The LCD display will show the temperature readings in both Celsius and Fahrenheit. We will use the I2C protocol to communicate with the LCD, which simplifies wiring by reducing the number of pins needed. The NTC thermistor has a characteristic where its resistance decreases with an increase in temperature, which is crucial for our calculations.
Datasheet Details
| Manufacturer | SunFounder |
|---|---|
| Part number | NTC Thermistor |
| Nominal Resistance | 10 kΩ |
| Beta Value | 3950 K |
| Temperature Range | -40°C to 125°C |
| Package | Axial |
- Ensure the thermistor is rated for the expected temperature range.
- Use a 10 kΩ resistor for the voltage divider; otherwise, readings will be inaccurate.

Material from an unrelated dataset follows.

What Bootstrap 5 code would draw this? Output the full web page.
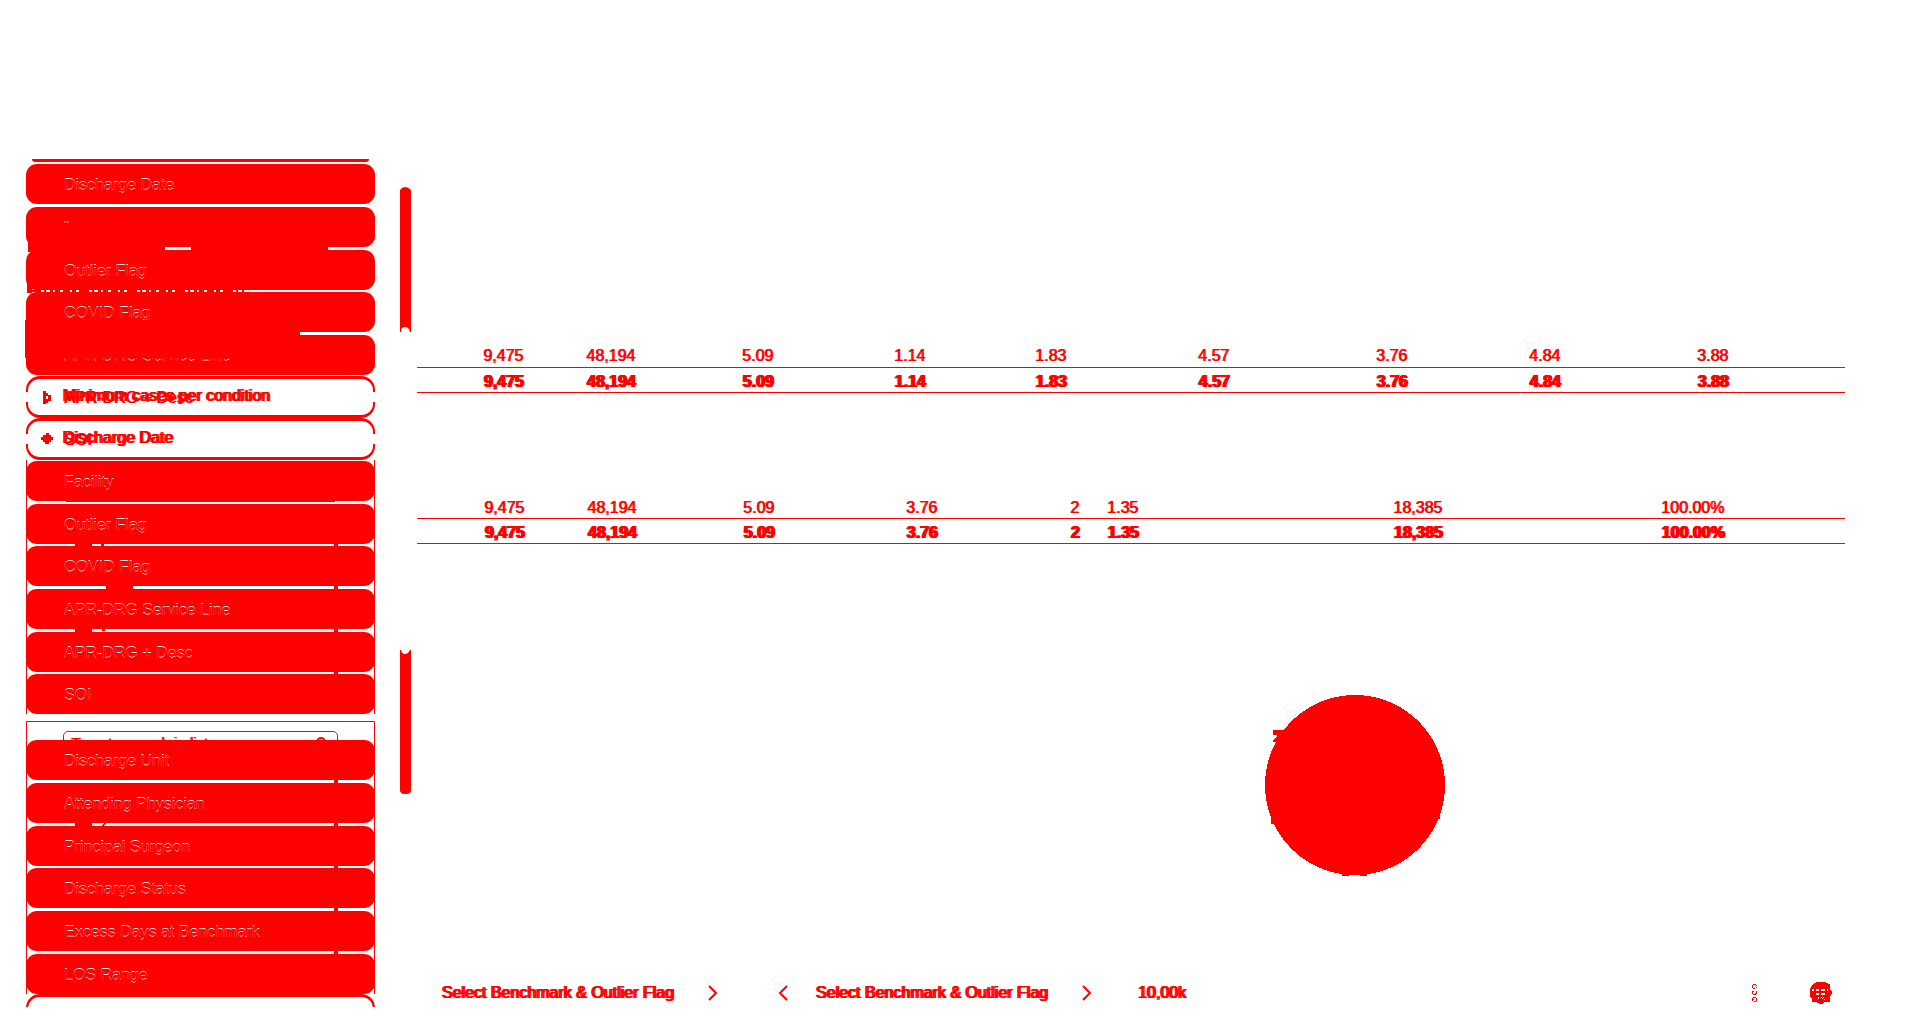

- Verify connections to avoid short circuits.
- Keep the I2C address of the LCD correct (typically 0x27).
- Use appropriate power supply levels for the ESP32 and peripherals.
- Check that the serial monitor baud rate matches the code settings (115200).
Wiring Instructions
To wire the components, start by connecting the NTC thermistor to the ESP32. The thermistor has no polarity, so it can be connected in either direction. Connect one lead of the thermistor to the ground (GND) pin on the ESP32. The other lead connects to a 10 kΩ resistor, which then connects to the 3.3V pin on the ESP32. The junction between the thermistor and the resistor will connect to pin 35 on the ESP32, which will read the voltage for temperature calculations.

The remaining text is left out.